COMPRESSION IN MULTIPLE REGIMES: STUDIES OF COPPER AND MGO (Invited Presentation)

Geoscience problems, from meteorite impacts to exoplanet interiors, require study of timescales that span orders of magnitude. However, the shock and static experiments required to examine these processes occur over limited timescales, strain-rates, and temperatures compared to natural systems. The effects of kinetics and strain-rate are relatively unconstrained. It is therefore important to understand their effects during the experiments used to determine phase diagrams and equation of state models. For exoplanetary systems and the deep Earth, temperature, kinetics and strain-rate studies are important because rheological properties, such as viscosity, are dependent on phase identities and deformation mechanisms.

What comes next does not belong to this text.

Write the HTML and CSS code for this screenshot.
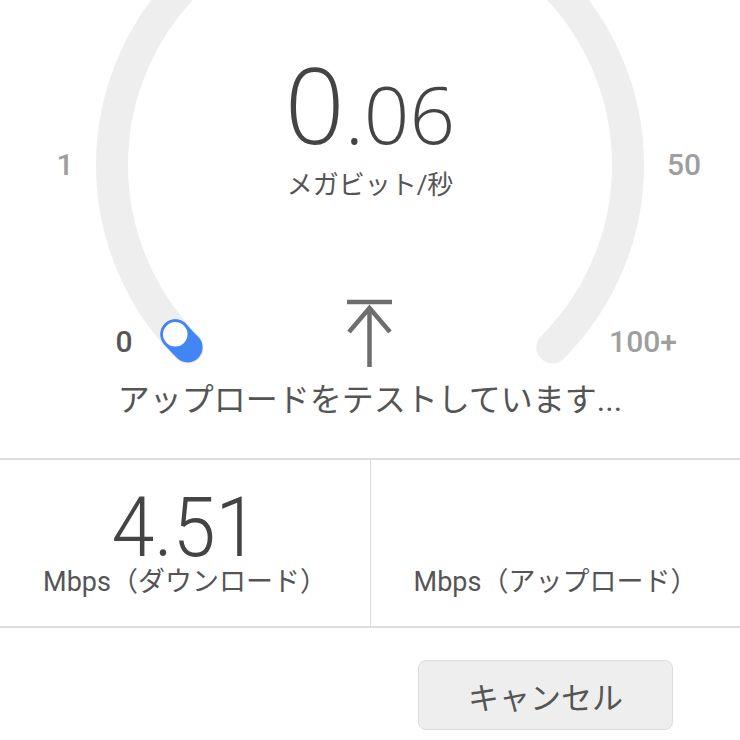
FILE: index.html
```html
<!DOCTYPE html>
<html lang="ja">
<head>
    <meta charset="UTF-8">
    <meta name="viewport" content="width=device-width, initial-scale=1.0">
    <title>速度テスト</title>
    <link rel="stylesheet" href="styles.css">
</head>
<body>

<!-- Gauge -->
<div class="gauge">
    <svg class="gauge-dial" width="740" height="370" viewBox="0 0 740 370">
        <path class="dial-track" d="M 187.6 347.4 A 258 258 0 1 1 552.4 347.4"/>
        <path class="dial-progress" d="M 187.6 347.4 A 258 258 0 0 1 175.3 334.3"/>
        <circle class="dial-knob" cx="175.3" cy="334.3" r="13.5"/>
    </svg>

    <span class="tick tick-dark" style="left:124px;top:342px">0</span>
    <span class="tick" style="left:65px;top:165px">1</span>
    <span class="tick" style="left:684px;top:165px">50</span>
    <span class="tick" style="left:643px;top:342px">100+</span>

    <div class="readout">
        <div class="readout-value"><span class="big">0</span><span class="small">.06</span></div>
        <div class="readout-unit">メガビット/秒</div>
        <svg class="upload-icon" width="48" height="72" viewBox="0 0 48 72">
            <path d="M1 5 H46 M23.5 70 V11 M3 35 L23.5 11 L44 35"/>
        </svg>
    </div>
</div>

<!-- Status -->
<div class="status">アップロードをテストしています...</div>

<!-- Results -->
<div class="results">
    <div class="result">
        <div class="result-value">4.51</div>
        <div class="result-label">Mbps（ダウンロード）</div>
    </div>
    <div class="result">
        <div class="result-value"></div>
        <div class="result-label">Mbps（アップロード）</div>
    </div>
</div>

<!-- Actions -->
<div class="actions">
    <button class="cancel-button">キャンセル</button>
</div>

</body>
</html>
```

FILE: styles.css
```css
body, html {
    margin: 0;
    padding: 0;
    background-color: #fff;
    font-family: Roboto, "Noto Sans CJK JP", sans-serif;
    color: #555;
    overflow: hidden;
}

/* Gauge */
.gauge {
    position: relative;
    width: 740px;
    height: 370px;
}

.gauge-dial {
    position: absolute;
    top: 0;
    left: 0;
}

.dial-track {
    fill: none;
    stroke: #eeeeee;
    stroke-width: 32;
    stroke-linecap: round;
}

.dial-progress {
    fill: none;
    stroke: #4285f4;
    stroke-width: 30;
    stroke-linecap: round;
}

.dial-knob {
    fill: #fff;
    stroke: #4285f4;
    stroke-width: 2.5;
}

.tick {
    position: absolute;
    transform: translate(-50%, -50%);
    font-size: 30px;
    font-weight: 500;
    color: #9e9e9e;
    line-height: 1;
}

.tick-dark {
    color: #555;
}

/* Center readout */
.readout {
    position: relative;
    display: flex;
    flex-direction: column;
    align-items: center;
    padding-top: 51px;
}

.readout-value {
    line-height: 106px;
    height: 106px;
    font-family: "Open Sans", Roboto, sans-serif;
    font-weight: 300;
    color: #444;
}

.readout-value .big {
    font-size: 105px;
}

.readout-value .small {
    font-size: 80px;
}

.readout-unit {
    font-size: 26px;
    line-height: 36px;
    margin-top: 10px;
}

.upload-icon {
    margin-top: 94px;
}

.upload-icon path {
    fill: none;
    stroke: #6e6e6e;
    stroke-width: 4.5;
}

/* Status */
.status {
    height: 88px;
    display: flex;
    justify-content: center;
    align-items: center;
    font-size: 32px;
    padding-bottom: 34px;
    box-sizing: border-box;
}

/* Results */
.results {
    display: grid;
    grid-template-columns: 1fr 1fr;
    border-top: 2px solid #dddddd;
    border-bottom: 2px solid #dddddd;
    height: 170px;
    box-sizing: border-box;
}

.result {
    display: flex;
    flex-direction: column;
    align-items: center;
    padding-top: 30px;
}

.result + .result {
    border-left: 1px solid #dddddd;
}

.result-value {
    font-size: 84px;
    line-height: 76px;
    height: 76px;
    font-weight: 300;
    color: #444;
    transform: scaleX(0.92);
}

.result-label {
    font-size: 27px;
    line-height: 30px;
    margin-top: 1px;
}

/* Actions */
.actions {
    display: flex;
    justify-content: flex-end;
    padding: 32px 67px 0 0;
}

.cancel-button {
    width: 255px;
    height: 70px;
    background-color: #eeeeee;
    border: 1px solid #dddddd;
    border-radius: 8px;
    font-family: Roboto, "Noto Sans CJK JP", sans-serif;
    font-size: 31px;
    color: #555;
}
```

In this presentation, I will discuss high pressure deformation and phase relations in copper and MgO across compression regimes. In copper, we study the face-centered cubic (fcc) to body centered cubic (bcc) phase transition using two techniques, computational modeling and through in situ X-ray diffraction during shock experiments. Two types of thermodynamic integration models are utilized. We completed the series of laser shock experiments using the Dynamic Compression Sector at Argonne National Laboratory. Using texture analysis, the orientation relationship between the fcc and bcc phases is analyzed and found to be indicative a martensitic phase transition via the Pitsch distortion. To examine MgO, we completed ramp compression experiments with in situ X-ray diffraction at the OMEGA Laser Facility at University of Rochester Laboratory for Laser Energetics. We study the effect of temperature on the B1-B2 transition. We compare our ramp experiments to shock data collected along the Hugoniot and find differences in texture. These studies allow us to more accurately examine geological events with timescales from microseconds to billions of years.